━━ THE INPUT
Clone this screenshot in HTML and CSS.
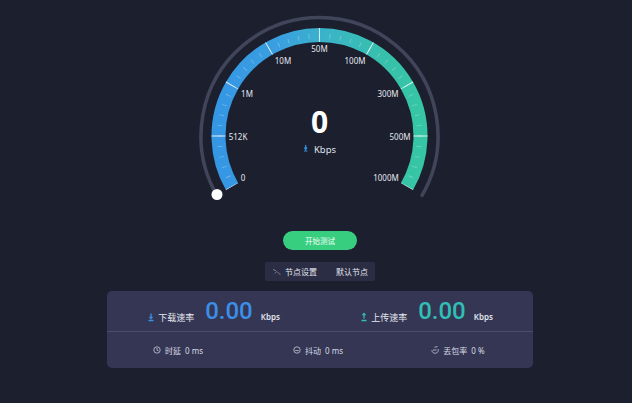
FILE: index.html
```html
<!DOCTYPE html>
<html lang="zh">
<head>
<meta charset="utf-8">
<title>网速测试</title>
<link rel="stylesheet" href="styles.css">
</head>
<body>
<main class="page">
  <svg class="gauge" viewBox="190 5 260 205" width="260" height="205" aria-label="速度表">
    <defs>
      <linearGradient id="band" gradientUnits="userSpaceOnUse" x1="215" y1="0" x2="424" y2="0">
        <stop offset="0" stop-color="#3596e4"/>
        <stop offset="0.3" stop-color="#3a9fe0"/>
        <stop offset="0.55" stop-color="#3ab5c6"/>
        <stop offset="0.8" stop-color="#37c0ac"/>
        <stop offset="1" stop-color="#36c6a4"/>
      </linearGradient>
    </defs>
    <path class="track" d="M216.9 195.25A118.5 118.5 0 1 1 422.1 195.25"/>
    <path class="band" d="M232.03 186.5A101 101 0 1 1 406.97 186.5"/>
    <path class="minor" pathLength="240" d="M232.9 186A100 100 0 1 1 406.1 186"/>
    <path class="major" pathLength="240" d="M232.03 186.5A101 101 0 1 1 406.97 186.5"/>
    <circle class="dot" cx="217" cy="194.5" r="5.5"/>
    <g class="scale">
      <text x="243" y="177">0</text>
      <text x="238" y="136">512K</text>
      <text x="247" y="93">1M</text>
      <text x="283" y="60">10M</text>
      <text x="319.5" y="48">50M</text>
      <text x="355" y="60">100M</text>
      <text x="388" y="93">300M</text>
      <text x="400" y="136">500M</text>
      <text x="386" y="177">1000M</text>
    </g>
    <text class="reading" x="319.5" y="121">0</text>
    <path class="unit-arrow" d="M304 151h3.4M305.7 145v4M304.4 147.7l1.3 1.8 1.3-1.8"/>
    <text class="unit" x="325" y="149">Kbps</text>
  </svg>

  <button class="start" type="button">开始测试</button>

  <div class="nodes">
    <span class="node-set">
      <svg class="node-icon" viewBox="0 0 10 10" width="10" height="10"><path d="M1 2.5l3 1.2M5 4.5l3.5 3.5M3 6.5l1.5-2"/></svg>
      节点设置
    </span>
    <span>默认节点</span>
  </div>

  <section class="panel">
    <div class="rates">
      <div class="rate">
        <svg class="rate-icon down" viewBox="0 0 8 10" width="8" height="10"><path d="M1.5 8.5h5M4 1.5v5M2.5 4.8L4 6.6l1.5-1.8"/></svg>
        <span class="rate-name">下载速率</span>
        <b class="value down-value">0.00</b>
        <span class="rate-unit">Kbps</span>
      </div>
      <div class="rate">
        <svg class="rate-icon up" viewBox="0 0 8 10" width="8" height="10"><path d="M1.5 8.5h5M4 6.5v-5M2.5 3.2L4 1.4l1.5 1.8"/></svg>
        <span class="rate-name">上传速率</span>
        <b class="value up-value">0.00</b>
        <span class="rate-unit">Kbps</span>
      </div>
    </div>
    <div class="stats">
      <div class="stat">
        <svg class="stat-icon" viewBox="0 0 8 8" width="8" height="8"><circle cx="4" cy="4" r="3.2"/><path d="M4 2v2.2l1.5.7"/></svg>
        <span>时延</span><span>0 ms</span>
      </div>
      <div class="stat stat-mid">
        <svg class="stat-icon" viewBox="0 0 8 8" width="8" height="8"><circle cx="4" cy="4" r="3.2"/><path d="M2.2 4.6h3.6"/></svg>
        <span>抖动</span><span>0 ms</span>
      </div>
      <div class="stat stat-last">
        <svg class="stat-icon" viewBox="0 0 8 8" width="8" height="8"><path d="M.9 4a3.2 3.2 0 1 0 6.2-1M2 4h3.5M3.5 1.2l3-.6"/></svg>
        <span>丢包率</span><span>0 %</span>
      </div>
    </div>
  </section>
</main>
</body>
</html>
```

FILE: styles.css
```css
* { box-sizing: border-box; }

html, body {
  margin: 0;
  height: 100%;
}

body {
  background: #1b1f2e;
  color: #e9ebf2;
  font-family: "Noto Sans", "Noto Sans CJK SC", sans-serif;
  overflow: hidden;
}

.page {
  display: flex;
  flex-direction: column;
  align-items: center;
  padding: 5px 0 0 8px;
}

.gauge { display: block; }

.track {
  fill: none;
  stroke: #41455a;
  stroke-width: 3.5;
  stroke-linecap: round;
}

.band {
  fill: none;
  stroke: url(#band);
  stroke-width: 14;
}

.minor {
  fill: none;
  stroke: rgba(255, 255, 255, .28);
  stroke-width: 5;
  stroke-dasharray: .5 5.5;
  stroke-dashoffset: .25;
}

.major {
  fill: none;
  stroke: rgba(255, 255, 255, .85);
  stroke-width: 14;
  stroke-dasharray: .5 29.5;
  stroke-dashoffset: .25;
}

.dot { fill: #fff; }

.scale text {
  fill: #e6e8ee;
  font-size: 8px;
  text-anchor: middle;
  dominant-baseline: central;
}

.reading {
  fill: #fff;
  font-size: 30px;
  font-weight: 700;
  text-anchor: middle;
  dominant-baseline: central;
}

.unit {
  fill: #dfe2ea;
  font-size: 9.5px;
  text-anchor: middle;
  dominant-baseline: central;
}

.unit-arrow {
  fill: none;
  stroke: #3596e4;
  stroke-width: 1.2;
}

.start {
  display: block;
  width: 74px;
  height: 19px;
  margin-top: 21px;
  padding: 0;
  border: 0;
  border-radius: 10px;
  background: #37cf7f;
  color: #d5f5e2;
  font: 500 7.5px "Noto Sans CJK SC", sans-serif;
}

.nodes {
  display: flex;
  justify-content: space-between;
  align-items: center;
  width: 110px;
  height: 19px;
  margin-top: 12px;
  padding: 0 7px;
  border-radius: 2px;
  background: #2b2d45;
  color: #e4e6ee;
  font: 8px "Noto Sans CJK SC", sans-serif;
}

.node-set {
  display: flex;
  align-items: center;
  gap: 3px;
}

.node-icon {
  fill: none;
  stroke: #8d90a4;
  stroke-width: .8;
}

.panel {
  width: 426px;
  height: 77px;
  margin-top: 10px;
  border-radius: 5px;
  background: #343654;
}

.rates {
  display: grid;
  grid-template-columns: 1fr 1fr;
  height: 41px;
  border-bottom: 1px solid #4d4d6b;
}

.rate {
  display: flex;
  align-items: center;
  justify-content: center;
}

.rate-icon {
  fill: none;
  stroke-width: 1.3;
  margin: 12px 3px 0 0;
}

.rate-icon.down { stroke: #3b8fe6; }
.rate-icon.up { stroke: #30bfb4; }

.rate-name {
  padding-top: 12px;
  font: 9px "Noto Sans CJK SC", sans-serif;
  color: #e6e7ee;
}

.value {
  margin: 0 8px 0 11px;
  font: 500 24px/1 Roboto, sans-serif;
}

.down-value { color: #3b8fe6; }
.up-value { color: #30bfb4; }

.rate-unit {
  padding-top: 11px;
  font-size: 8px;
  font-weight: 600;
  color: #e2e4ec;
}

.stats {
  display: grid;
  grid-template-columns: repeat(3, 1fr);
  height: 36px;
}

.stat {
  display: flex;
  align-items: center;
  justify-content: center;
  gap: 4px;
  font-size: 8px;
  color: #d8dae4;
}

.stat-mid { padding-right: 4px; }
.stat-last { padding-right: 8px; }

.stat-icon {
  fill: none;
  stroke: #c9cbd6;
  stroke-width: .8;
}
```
━━━━
━━ THE INPUT
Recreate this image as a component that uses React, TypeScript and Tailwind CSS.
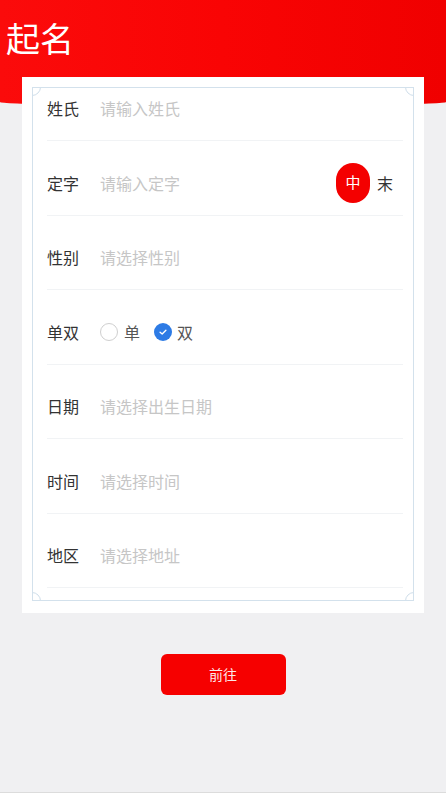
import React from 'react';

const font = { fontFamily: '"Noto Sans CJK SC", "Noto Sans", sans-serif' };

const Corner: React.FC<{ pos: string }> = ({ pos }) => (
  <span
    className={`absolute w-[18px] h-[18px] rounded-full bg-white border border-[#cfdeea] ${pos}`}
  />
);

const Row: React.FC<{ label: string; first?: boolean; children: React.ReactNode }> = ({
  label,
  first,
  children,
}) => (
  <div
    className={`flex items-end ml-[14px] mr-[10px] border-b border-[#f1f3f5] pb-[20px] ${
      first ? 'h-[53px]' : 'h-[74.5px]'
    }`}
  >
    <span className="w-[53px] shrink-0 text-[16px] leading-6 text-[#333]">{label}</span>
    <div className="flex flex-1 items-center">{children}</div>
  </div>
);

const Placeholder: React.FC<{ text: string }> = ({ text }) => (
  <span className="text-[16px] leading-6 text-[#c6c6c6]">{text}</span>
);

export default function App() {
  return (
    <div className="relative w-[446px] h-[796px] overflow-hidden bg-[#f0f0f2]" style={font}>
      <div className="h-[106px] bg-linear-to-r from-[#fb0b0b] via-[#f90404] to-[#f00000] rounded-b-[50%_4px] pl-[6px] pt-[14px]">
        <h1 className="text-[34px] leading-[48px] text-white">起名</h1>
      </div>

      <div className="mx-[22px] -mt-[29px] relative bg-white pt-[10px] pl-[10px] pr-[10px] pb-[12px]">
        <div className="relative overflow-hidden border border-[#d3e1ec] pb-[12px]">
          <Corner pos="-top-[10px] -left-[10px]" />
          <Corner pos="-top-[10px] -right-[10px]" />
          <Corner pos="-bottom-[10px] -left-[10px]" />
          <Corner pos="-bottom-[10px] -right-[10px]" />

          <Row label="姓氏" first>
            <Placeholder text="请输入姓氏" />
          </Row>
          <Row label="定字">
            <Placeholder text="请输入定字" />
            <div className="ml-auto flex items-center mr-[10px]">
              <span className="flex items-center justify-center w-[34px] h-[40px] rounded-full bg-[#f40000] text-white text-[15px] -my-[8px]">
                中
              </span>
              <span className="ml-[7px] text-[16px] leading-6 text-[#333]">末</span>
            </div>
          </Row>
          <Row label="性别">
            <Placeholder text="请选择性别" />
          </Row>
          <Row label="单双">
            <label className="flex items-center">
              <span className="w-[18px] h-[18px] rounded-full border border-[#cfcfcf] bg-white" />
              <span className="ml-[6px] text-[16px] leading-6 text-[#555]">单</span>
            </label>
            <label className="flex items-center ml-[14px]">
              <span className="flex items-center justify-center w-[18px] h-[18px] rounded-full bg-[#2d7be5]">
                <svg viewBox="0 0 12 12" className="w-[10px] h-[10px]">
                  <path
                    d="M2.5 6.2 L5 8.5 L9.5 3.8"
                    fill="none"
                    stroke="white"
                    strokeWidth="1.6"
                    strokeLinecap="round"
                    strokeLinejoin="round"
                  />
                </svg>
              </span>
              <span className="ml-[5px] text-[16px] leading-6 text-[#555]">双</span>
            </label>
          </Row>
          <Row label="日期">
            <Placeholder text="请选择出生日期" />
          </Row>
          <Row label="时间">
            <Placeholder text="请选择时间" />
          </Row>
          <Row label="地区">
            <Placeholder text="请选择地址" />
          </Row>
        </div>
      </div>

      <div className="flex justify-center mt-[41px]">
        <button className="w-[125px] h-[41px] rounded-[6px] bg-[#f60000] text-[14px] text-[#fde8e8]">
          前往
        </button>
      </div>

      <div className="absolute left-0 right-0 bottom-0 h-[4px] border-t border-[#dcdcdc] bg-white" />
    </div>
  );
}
━━━━
━━ THE INPUT
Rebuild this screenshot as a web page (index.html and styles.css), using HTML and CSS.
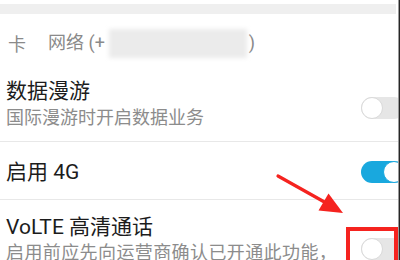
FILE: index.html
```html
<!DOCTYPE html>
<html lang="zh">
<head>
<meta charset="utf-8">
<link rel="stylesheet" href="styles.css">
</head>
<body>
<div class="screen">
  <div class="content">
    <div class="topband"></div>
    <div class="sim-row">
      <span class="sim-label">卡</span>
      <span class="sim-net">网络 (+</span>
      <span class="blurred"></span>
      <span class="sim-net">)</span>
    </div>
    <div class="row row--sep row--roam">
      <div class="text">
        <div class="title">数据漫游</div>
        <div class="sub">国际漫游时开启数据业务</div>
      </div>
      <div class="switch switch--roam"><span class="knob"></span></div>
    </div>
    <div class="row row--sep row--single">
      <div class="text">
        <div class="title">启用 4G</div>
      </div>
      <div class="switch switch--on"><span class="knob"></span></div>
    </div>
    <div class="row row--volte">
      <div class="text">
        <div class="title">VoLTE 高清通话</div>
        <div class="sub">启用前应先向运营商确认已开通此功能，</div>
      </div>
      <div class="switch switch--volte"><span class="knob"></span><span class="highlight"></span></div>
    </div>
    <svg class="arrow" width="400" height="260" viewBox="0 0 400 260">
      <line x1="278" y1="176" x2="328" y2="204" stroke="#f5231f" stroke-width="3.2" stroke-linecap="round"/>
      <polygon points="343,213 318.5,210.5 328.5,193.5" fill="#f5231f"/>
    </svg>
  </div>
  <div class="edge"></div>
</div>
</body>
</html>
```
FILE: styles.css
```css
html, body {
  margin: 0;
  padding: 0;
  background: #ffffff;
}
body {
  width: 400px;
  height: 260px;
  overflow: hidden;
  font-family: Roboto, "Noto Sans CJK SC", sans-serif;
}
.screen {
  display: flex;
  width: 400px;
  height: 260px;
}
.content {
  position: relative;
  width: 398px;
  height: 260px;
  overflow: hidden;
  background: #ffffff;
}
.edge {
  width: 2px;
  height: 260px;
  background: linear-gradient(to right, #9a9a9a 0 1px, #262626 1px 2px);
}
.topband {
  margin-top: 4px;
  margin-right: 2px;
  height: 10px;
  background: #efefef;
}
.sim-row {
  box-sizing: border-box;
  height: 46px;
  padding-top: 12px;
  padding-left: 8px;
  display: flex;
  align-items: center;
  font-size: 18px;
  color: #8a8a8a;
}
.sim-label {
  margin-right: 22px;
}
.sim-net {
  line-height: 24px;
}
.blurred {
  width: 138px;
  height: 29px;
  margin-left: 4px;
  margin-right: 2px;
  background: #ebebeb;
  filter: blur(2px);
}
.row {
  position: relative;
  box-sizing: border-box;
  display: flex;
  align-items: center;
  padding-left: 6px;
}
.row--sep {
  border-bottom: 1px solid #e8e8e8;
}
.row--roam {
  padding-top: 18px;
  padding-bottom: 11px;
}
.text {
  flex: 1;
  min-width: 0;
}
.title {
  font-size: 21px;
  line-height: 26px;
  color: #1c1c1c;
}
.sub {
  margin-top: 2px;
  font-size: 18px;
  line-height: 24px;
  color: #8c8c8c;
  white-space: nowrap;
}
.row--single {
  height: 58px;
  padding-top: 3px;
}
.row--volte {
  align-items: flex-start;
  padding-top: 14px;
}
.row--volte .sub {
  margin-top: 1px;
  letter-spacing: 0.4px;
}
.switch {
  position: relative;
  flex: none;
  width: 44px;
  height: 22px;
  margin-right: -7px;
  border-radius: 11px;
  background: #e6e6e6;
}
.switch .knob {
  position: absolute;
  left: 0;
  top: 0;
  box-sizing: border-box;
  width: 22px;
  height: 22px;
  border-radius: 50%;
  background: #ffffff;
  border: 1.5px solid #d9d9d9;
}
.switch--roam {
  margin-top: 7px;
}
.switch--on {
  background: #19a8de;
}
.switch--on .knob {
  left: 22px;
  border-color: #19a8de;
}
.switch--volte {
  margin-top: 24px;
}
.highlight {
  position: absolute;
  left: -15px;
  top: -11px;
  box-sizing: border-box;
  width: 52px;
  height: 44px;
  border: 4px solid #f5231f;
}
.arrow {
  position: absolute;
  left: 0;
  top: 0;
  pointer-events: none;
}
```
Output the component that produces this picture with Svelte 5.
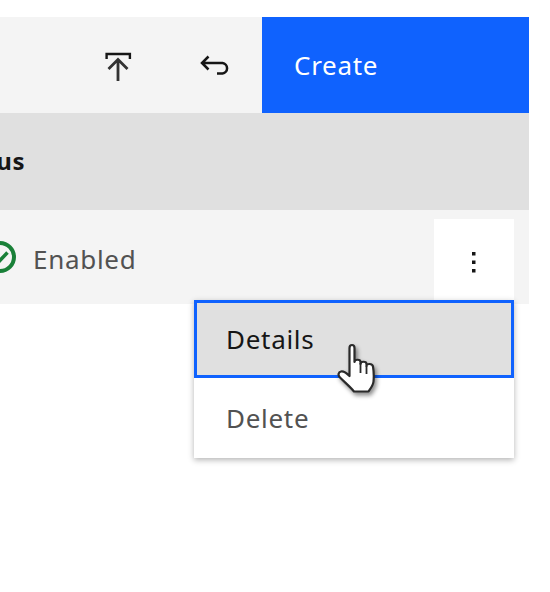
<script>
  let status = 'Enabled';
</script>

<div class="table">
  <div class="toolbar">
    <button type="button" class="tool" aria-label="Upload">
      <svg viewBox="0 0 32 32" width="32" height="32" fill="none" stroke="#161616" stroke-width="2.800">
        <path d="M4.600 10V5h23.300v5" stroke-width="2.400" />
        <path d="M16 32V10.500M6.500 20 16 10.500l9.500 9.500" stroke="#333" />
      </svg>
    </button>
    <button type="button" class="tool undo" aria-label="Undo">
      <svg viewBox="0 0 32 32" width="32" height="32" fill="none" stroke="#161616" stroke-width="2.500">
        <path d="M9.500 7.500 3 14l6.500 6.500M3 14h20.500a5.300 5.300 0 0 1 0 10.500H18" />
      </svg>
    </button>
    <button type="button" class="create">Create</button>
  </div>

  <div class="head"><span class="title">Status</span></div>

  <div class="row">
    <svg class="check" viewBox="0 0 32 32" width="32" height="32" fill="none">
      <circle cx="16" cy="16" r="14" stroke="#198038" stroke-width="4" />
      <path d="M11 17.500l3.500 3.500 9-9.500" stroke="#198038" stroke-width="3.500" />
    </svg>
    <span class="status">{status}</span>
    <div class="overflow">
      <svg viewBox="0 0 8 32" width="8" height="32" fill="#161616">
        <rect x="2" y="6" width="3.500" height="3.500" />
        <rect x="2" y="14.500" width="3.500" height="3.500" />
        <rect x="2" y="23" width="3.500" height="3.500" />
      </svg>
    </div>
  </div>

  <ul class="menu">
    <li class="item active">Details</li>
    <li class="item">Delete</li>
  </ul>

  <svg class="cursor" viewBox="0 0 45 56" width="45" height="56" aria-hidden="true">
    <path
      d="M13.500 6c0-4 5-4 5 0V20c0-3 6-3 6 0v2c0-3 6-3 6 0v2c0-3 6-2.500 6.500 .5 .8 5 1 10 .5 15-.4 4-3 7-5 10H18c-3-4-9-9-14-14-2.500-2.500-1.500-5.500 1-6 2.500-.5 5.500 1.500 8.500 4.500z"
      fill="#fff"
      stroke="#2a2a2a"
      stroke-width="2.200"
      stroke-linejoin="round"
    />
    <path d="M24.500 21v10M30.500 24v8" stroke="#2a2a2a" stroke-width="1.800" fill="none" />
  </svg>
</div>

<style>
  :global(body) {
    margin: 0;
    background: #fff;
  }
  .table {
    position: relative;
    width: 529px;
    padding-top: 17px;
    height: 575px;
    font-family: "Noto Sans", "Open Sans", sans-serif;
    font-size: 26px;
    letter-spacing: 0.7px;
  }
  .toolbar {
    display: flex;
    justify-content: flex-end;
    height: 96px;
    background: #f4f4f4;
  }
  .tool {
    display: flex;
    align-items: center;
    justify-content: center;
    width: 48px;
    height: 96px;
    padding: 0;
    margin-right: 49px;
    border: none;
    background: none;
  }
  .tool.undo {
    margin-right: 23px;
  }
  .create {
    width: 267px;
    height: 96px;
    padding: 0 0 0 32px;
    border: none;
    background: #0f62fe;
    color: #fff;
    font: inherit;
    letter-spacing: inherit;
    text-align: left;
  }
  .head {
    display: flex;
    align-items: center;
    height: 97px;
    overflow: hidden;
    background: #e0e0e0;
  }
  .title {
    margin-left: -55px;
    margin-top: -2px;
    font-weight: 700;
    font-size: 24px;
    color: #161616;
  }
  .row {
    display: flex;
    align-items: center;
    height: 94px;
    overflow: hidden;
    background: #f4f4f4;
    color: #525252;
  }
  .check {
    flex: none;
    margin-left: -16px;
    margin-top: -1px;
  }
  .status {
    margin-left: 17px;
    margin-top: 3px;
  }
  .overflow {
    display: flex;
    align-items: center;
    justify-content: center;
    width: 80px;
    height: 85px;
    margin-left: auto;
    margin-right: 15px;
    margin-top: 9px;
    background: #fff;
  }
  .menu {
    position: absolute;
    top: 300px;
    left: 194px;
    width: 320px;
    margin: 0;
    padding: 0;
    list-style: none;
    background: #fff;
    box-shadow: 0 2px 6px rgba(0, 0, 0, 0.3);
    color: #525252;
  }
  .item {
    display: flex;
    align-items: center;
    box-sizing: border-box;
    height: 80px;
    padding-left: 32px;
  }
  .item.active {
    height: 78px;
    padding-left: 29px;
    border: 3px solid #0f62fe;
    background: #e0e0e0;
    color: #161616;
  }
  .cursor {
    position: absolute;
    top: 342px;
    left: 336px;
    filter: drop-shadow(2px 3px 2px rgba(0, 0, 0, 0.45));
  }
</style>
━━━━
## WORK TO BE COMPLETED
Make a list of all lines in the data that contain "page".

## ANSWER IN FULL
<main class="page">
.page {
Rebuild this screenshot as a web page (index.html and styles.css), using HTML and CSS.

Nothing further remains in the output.